Whew. So that’s some of the stuff I wish I’d known about sales as it applies to hiring. Let’s move on to the equivalent for BD/selling to customers.
So if sales in general is about talking to people you don’t know. BD is basically about persuading people you don’t know to do things with you no-ones ever done before.
If that sounds like a challenge then it is. Hopefully once you’ve successfully done that a few times though, you move into what I think most people call ‘Sales’:
persuading people you don’t know to do things with you that someone else has done before.
I’m going to focus on BD, because I think it’s probably more helpful to discuss the bit you’ll do first, where the sale is harder. In some ways you could think of it like this:
BD: Product Discovery :: Sales:Product Execution
So BD is closer in spirit to the early stages of customer development and prototyping that many product designers will be familiar with.
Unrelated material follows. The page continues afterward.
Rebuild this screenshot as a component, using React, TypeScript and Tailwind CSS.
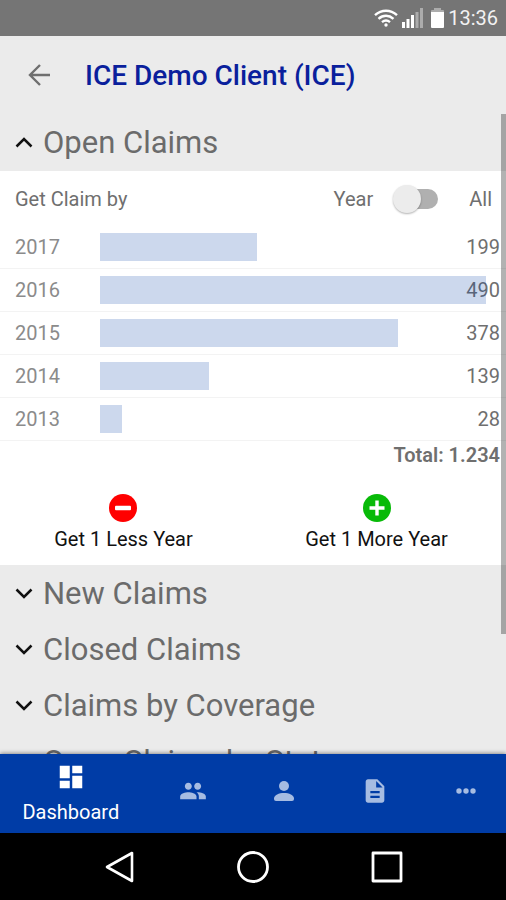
import { useState } from 'react';
import { MdDashboard, MdDescription, MdPeople } from 'react-icons/md';

const claims = [
  { year: 2017, count: 199 },
  { year: 2016, count: 490 },
  { year: 2015, count: 378 },
  { year: 2014, count: 139 },
  { year: 2013, count: 28 },
];

const collapsed = ['New Claims', 'Closed Claims', 'Claims by Coverage', 'Open Claims by Status'];

function StatusBar() {
  return (
    <div className="flex h-9 shrink-0 items-center justify-end bg-[#757575] pr-2 text-white">
      <svg width="24" height="18" viewBox="0 0 24 18" fill="none" stroke="currentColor" strokeWidth="2.4" aria-hidden="true">
        <path d="M1 6.2C7.500 .2 16.500 .2 23 6.200M4.500 9.800c4.500-4 10.500-4 15 0M8 13.200c2.400-2 5.600-2 8 0" />
        <circle cx="12" cy="16" r="1.700" fill="currentColor" stroke="none" />
      </svg>
      <svg className="ml-1" width="21" height="20" viewBox="0 0 21 20" fill="currentColor" aria-hidden="true">
        <path d="M0 14h3v6H0zM4.500 11h3v9h-3zM9 7h3v13H9z" />
        <path d="M13.500 4h3v16h-3zM18 0h3v20h-3z" opacity=".4" />
      </svg>
      <svg className="ml-2" width="13" height="20" viewBox="0 0 13 20" fill="currentColor" aria-hidden="true">
        <path d="M3 0h7v2h2q1 0 1 1v2H0V3q0-1 1-1h2z" opacity=".4" />
        <path d="M0 4h13v15q0 1-1 1H1q-1 0-1-1z" />
      </svg>
      <span className="ml-1 text-xl leading-6 text-[#f2f2f2]">13:36</span>
    </div>
  );
}

function Chevron({ open = false }: { open?: boolean }) {
  return (
    <svg className="mr-2.5 shrink-0" width="18" height="12" viewBox="0 0 18 12" fill="none" stroke="#111" strokeWidth="2.500" aria-hidden="true">
      <path d={open ? 'M1.500 9.500 9 2l7.500 7.500' : 'M1.500 1.500 9 9l7.500-7.500'} />
    </svg>
  );
}

function SectionHeader({ title, open = false }: { title: string; open?: boolean }) {
  return (
    <h2>
      <button type="button" aria-expanded={open} className="flex h-14 w-full items-center pl-[15px] text-left text-[31px] leading-9 text-[#6b6b6b]">
        <Chevron open={open} />
        {title}
      </button>
    </h2>
  );
}

function YearButton({ kind }: { kind: 'Less' | 'More' }) {
  const more = kind === 'More';
  return (
    <button type="button" className="flex flex-col items-center gap-[5px] text-xl leading-6 text-[#111]">
      <svg width="28" height="28" viewBox="0 0 28 28" aria-hidden="true">
        <circle cx="14" cy="14" r="14" fill={more ? '#08ba08' : '#ff0000'} />
        {more ? (
          <path d="M14 6.500v15M6.500 14h15" stroke="#fff" strokeWidth="3.400" />
        ) : (
          <rect x="6" y="11.700" width="16" height="4.600" rx="1" fill="#fff" />
        )}
      </svg>
      Get 1 {kind} Year
    </button>
  );
}

function ClaimsPanel() {
  const [all, setAll] = useState(false);
  const max = Math.max(...claims.map((c) => c.count));
  return (
    <div className="bg-white text-xl leading-6 text-[#6f6f6f]">
      <div className="flex h-[55px] items-center pr-3.5 pl-[15px]">
        <span className="grow">Get Claim by</span>
        <label className="flex items-center">
          Year
          <input
            type="checkbox"
            role="switch"
            aria-label="Show all years"
            checked={all}
            onChange={(e) => setAll(e.target.checked)}
            className="relative mx-5 h-7 w-[45px] appearance-none before:absolute before:top-1 before:right-0 before:h-5 before:w-9 before:rounded-full before:bg-[#b0b0b0] after:absolute after:top-0 after:left-0 after:size-7 after:rounded-full after:bg-[#ececec] after:shadow-[0_1px_2px_rgba(0,0,0,0.3)] checked:after:left-[17px]"
          />
          <span className="pl-[11px]">All</span>
        </label>
      </div>
      <ul>
        {claims.map((c) => (
          <li key={c.year} className="relative flex h-[43px] items-center border-b border-[#f3f3f3] pr-5 pl-[15px]">
            <span className="w-[85px] shrink-0 text-[#8b8b8b]">{c.year}</span>
            <span className="absolute right-1.5">{c.count}</span>
            <div className="relative h-7 grow">
              <div className="h-full bg-[#003ca6]/20" style={{ width: `${(c.count / max) * 100}%` }} />
            </div>
          </li>
        ))}
      </ul>
      <p className="pt-0.5 pr-1.5 text-right font-semibold">Total: 1.234</p>
      <div className="grid grid-cols-2 justify-items-center gap-1.5 pt-[27px] pr-1.5 pb-[14px]">
        <YearButton kind="Less" />
        <YearButton kind="More" />
      </div>
    </div>
  );
}

function TabBar() {
  return (
    <nav className="relative grid h-[79px] shrink-0 grid-cols-[14fr_9fr_9fr_9fr_9fr] bg-[#003ca6] text-[#a6bce2] shadow-[0_-1px_4px_rgba(0,0,0,0.4)]">
      <button type="button" className="flex flex-col items-center pt-2 text-xl leading-6 text-white">
        <MdDashboard size={30} />
        <span className="pt-2">Dashboard</span>
      </button>
      <button type="button" aria-label="Clients" className="flex items-center justify-center pb-1.5 pl-3">
        <MdPeople size={28} />
      </button>
      <button type="button" aria-label="Profile" className="flex items-center justify-center pb-1.5 pl-3">
        <svg width="20" height="20" viewBox="0 0 20 20" fill="currentColor" aria-hidden="true">
          <circle cx="10" cy="5" r="5" />
          <path d="M0 17.500C0 14 5 12 10 12s10 2 10 5.500V18q0 2-2 2H2q-2 0-2-2z" />
        </svg>
      </button>
      <button type="button" aria-label="Documents" className="flex items-center justify-center pb-1.5 pl-3">
        <MdDescription size={28} />
      </button>
      <button type="button" aria-label="More" className="flex items-center justify-center pb-1.5 pl-3">
        <svg width="20" height="6" viewBox="0 0 20 6" fill="currentColor" aria-hidden="true">
          <circle cx="3" cy="3" r="2.700" />
          <circle cx="10" cy="3" r="2.700" />
          <circle cx="17" cy="3" r="2.700" />
        </svg>
      </button>
    </nav>
  );
}

function SystemBar() {
  return (
    <div className="relative flex h-[67px] shrink-0 items-center justify-center gap-[102px] bg-black text-white">
      <button type="button" aria-label="Back">
        <svg width="32" height="32" viewBox="0 0 32 32" fill="none" stroke="currentColor" strokeWidth="2.600" strokeLinejoin="round">
          <path d="M29 2v28L4 16z" />
        </svg>
      </button>
      <button type="button" aria-label="Home">
        <svg width="32" height="32" viewBox="0 0 32 32" fill="none" stroke="currentColor" strokeWidth="2.800">
          <circle cx="16" cy="16" r="14.500" />
        </svg>
      </button>
      <button type="button" aria-label="Recent apps">
        <svg width="32" height="32" viewBox="0 0 32 32" fill="none" stroke="currentColor" strokeWidth="2.800" strokeLinejoin="round">
          <path d="M2 2h28v28H2z" />
        </svg>
      </button>
    </div>
  );
}

export default function App() {
  return (
    <div className="flex h-screen flex-col overflow-hidden bg-[#ebebeb] font-['Roboto',sans-serif]">
      <StatusBar />
      <header className="flex h-[78px] shrink-0 items-center gap-[34px] pl-7">
        <button type="button" aria-label="Go back" className="text-[#6f6f6f]">
          <svg width="23" height="22" viewBox="0 0 23 22" fill="none" stroke="currentColor" strokeWidth="2.400">
            <path d="M22 11H2M12 1 2 11l10 10" />
          </svg>
        </button>
        <h1 className="pt-0.5 text-[28px] leading-8 font-medium text-[#0a1f9c]">ICE Demo Client (ICE)</h1>
      </header>
      <main className="relative min-h-0 grow overflow-hidden pt-px">
        <SectionHeader title="Open Claims" open />
        <ClaimsPanel />
        <div className="pt-px">
          {collapsed.map((title) => (
            <SectionHeader key={title} title={title} />
          ))}
        </div>
        <div className="absolute top-0 right-0 h-[520px] w-[5px] bg-black/30" />
      </main>
      <TabBar />
      <SystemBar />
    </div>
  );
}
The difference is that rather than building something for an end user, you’re building something with another company for both of your end users.
So 8 lessons I’ve formulated about how to do distribution centric BD well. The rest is a reformulation of what I wrote here. So go there for the BD theorizin’
So hopefully all this has been a helpful guide through what I’ve learned about selling at a start-up, and the role that plays in building a company. I hope it’ll help you avoid some of my mistakes or at least know when you’re making that mistake earlier! I hope it’ll help you all hire better, and partner better and I hope this make a tiny difference to London fulfilling its potential as an amazing place to build technology companies.